Not very pretty, but it got the job done. I put the "pih.pro" file in the working directory - where there would be some risk of overwriting if I built on two platforms simultaneously. One solution to this would be to put the file in a platform-specific directory. On top of that, when the project file includes pih.pro, the makefile will contain a dependency between pih.pro and itself. This means that if you go and build on a different platform, make will cause qmake to regenerate the makefile (and pih.pro), which is unnecessary.

Another thing that I never bothered to solve was if the files need to be installed to more than one directory, if I made two calls to preinstallheaders.tcl, they would both create extra targets starting with iheader0, so the second one would hide the third. This should be easy enough to solve, but as it only affected one library for me, it wasn't worth the effort.

All the same, I thought to myself that there must be something prettier. So ...

3. Use QMAKE_EXTRA_UNIX_COMPILERS

It's prehaps not the most obvious thing to do, use a 'compiler' to 'install' a header. But there you go. Here's an example.

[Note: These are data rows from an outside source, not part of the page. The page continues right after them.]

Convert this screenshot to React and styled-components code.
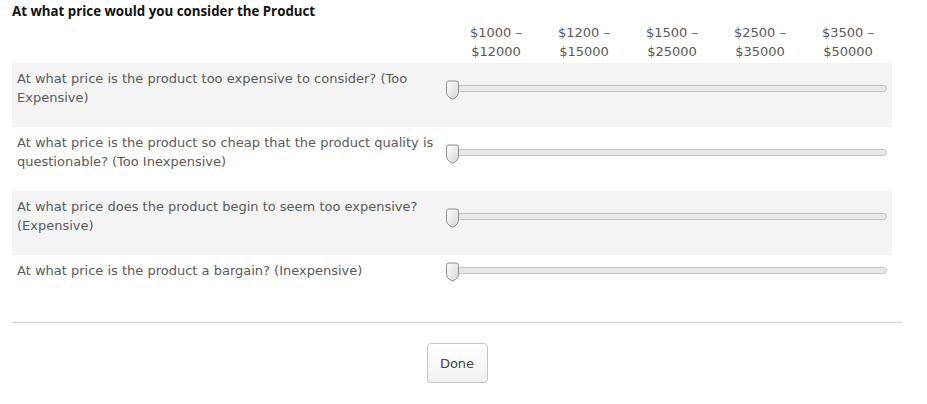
import styled, { createGlobalStyle } from "styled-components";

const GlobalStyle = createGlobalStyle`
  body {
    margin: 0;
    background: #fff;
    font-family: "DejaVu Sans", Verdana, sans-serif;
  }
`;

const ranges = [
  ["$1000 –", "$12000"],
  ["$1200 –", "$15000"],
  ["$1500 –", "$25000"],
  ["$2500 –", "$35000"],
  ["$3500 –", "$50000"],
];

const questions = [
  "At what price is the product too expensive to consider? (Too Expensive)",
  "At what price is the product so cheap that the product quality is questionable? (Too Inexpensive)",
  "At what price does the product begin to seem too expensive? (Expensive)",
  "At what price is the product a bargain? (Inexpensive)",
];

const Handle = () => (
  <HandleSvg width="15" height="20" viewBox="0 0 15 20">
    <defs>
      <linearGradient id="hg" x1="0" y1="0" x2="1" y2="1">
        <stop offset="0" stopColor="#ffffff" />
        <stop offset="1" stopColor="#d6d6d6" />
      </linearGradient>
    </defs>
    <path
      d="M1.5 3.5 Q1.5 1 4 1 H11 Q13.5 1 13.5 3.5 V12.5 Q13.5 15.5 10.5 17.5 L7.5 19 L4.5 17.5 Q1.5 15.5 1.5 12.5 Z"
      fill="url(#hg)"
      stroke="#8e8e8e"
      strokeWidth="1"
    />
  </HandleSvg>
);

const App = () => {
  return (
    <>
      <GlobalStyle />
      <Page>
        <Title>At what price would you consider the Product</Title>
        <HeaderRow>
          <Spacer />
          <Labels>
            {ranges.map(([a, b]) => (
              <Label key={a}>
                {a}
                <br />
                {b}
              </Label>
            ))}
          </Labels>
        </HeaderRow>
        {questions.map((q, i) => (
          <Row key={q} shaded={i % 2 === 0}>
            <Question>{q}</Question>
            <SliderCell>
              <Track>
                <Handle />
              </Track>
            </SliderCell>
          </Row>
        ))}
        <Divider />
        <Footer>
          <DoneButton>Done</DoneButton>
        </Footer>
      </Page>
    </>
  );
};

export default App;

const Page = styled.div`
  width: 890px;
  margin-left: 12px;
  padding-top: 3px;
`;

const Title = styled.h1`
  margin: 0;
  font-family: "Open Sans", sans-serif;
  font-size: 13.3px;
  font-weight: 700;
  line-height: 17px;
  color: #111;
`;

const HeaderRow = styled.div`
  display: flex;
  width: 880px;
  margin-top: 3px;
`;

const Spacer = styled.div`
  width: 440px;
`;

const Labels = styled.div`
  display: grid;
  grid-template-columns: repeat(5, 88px);
  padding-bottom: 2px;
`;

const Label = styled.div`
  text-align: center;
  font-size: 13px;
  line-height: 19px;
  color: #5a5a5a;
`;

const Row = styled.div`
  display: flex;
  align-items: center;
  width: 880px;
  box-sizing: border-box;
  padding: 6px 0 20px;
  background: ${(p) => (p.shaded ? "#f4f4f4" : "#fff")};
`;

const Question = styled.div`
  width: 435px;
  box-sizing: border-box;
  padding: 0 8px 0 5px;
  font-size: 13px;
  line-height: 19px;
  color: #5a5a5a;
`;

const SliderCell = styled.div`
  flex: 1;
  padding: 0 5px 0 0;
`;

const Track = styled.div`
  position: relative;
  height: 5px;
  border: 1px solid #c4c4c4;
  border-radius: 4px;
  background: #e8e8e8;
`;

const HandleSvg = styled.svg`
  position: absolute;
  left: -3px;
  top: -6px;
  display: block;
`;

const Divider = styled.hr`
  margin: 22px 0 0;
  border: 0;
  border-top: 1px solid #cfcfcf;
`;

const Footer = styled.div`
  display: flex;
  justify-content: center;
  padding-top: 20px;
`;

const DoneButton = styled.button`
  width: 61px;
  height: 40px;
  border: 1px solid #c6c6c6;
  border-radius: 4px;
  background: linear-gradient(#ffffff, #f1f1f1);
  box-shadow: 0 1px 1px rgba(0, 0, 0, 0.08);
  font-family: "DejaVu Sans", Verdana, sans-serif;
  font-size: 13px;
  color: #444;
  cursor: pointer;
`;
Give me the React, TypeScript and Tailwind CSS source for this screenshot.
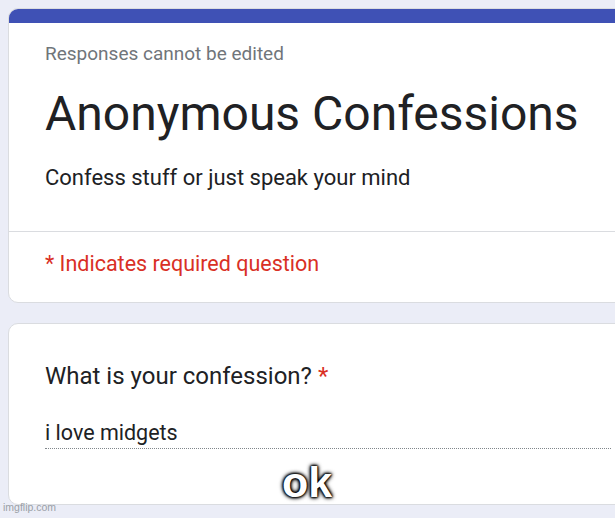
import React from 'react';

const font = { fontFamily: 'Roboto, "Noto Sans", sans-serif' };

const App = () => {
  return (
    <div className="relative h-[518px] w-[615px] overflow-hidden bg-[#ebedf7] pl-2 pt-2" style={font}>
      <div className="w-[640px] overflow-hidden rounded-[10px] border border-[#dadce0] bg-white">
        <div className="h-[14px] bg-[#3f51b5]" />
        <div className="px-9 pb-[39px] pt-[19px]">
          <p className="text-[19px] leading-[24px] text-[#70757a]">Responses cannot be edited</p>
          <h1 className="mt-[20px] text-[48px] leading-[56px] text-[#202124]">Anonymous Confessions</h1>
          <p className="mt-[22px] text-[22px] leading-[28px] text-[#202124]">
            Confess stuff or just speak your mind
          </p>
        </div>
        <div className="border-t border-[#dadce0] px-9 pb-[24px] pt-[18px]">
          <p className="text-[21.5px] leading-[28px] text-[#d93025]">* Indicates required question</p>
        </div>
      </div>

      <div className="mt-[20px] h-[182px] w-[640px] rounded-[10px] border border-[#dadce0] bg-white px-9 pt-[37px]">
        <p className="text-[24px] leading-[30px] text-[#202124]">
          What is your confession? <span className="text-[#d93025]">*</span>
        </p>
        <div className="mt-[28px] border-b border-dotted border-[#80868b] pb-[1px]">
          <p className="text-[21.5px] leading-[28px] text-[#202124]">i love midgets</p>
        </div>
      </div>

      <span
        className="absolute left-[282px] top-[456px] text-[43px] font-bold leading-[52px] text-white [text-shadow:0_0_2px_#000,0_0_2px_#000,0_0_3px_#000,0_0_4px_#000,0_0_5px_#000]"
        style={{ fontFamily: '"Liberation Sans", Arial, sans-serif' }}
      >
        ok
      </span>
      <span
        className="absolute bottom-[2px] left-[3px] text-[10.5px] text-[#9aa0a6]"
        style={{ fontFamily: '"Liberation Sans", Arial, sans-serif' }}
      >
        imgflip.com
      </span>
    </div>
  );
};

export default App;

install_headers.output = [path to install to]/${QMAKE_FILE_BASE}.h
install_headers.input = INSTALL_HEADERS
install_headers.commands = $$QMAKE_COPY ${QMAKE_FILE_NAME} $$make_dir.target
install_headers.CONFIG = no_link

QMAKE_EXTRA_UNIX_TARGETS += make_dir
QMAKE_EXTRA_UNIX_COMPILERS += install_headers

INSTALL_HEADERS = $$HEADERS $$GENERATED_HEADERS

PRE_TARGETDEPS += $$make_dir.target $$UIDIR $$GENERATED_HEADERS $$INST_HDRS $$INST_GEN_HDRS

A few comments are in order. Firstly, 'make_dir' is the same thing as in point 2 above. It's there to ensure that the destination directory exists before any attempt at installing files. There's no need for a .depends field. I use ${QMAKE_FILE_BASE}.h for the output since ${QMAKE_FILE_NAME} may include an undesirable relative path. make_dir is a target, just like mkdir in the pih.pro file in part 2 above. $$UIDIR needs to be in the PRE_TARGETDEPS before $$GENERATED_HEADERS, since that is where they get put. $$GENERATED_HEADERS needs to be before $$INST_GEN_HDRS since the headers need to be generated before they can be installed!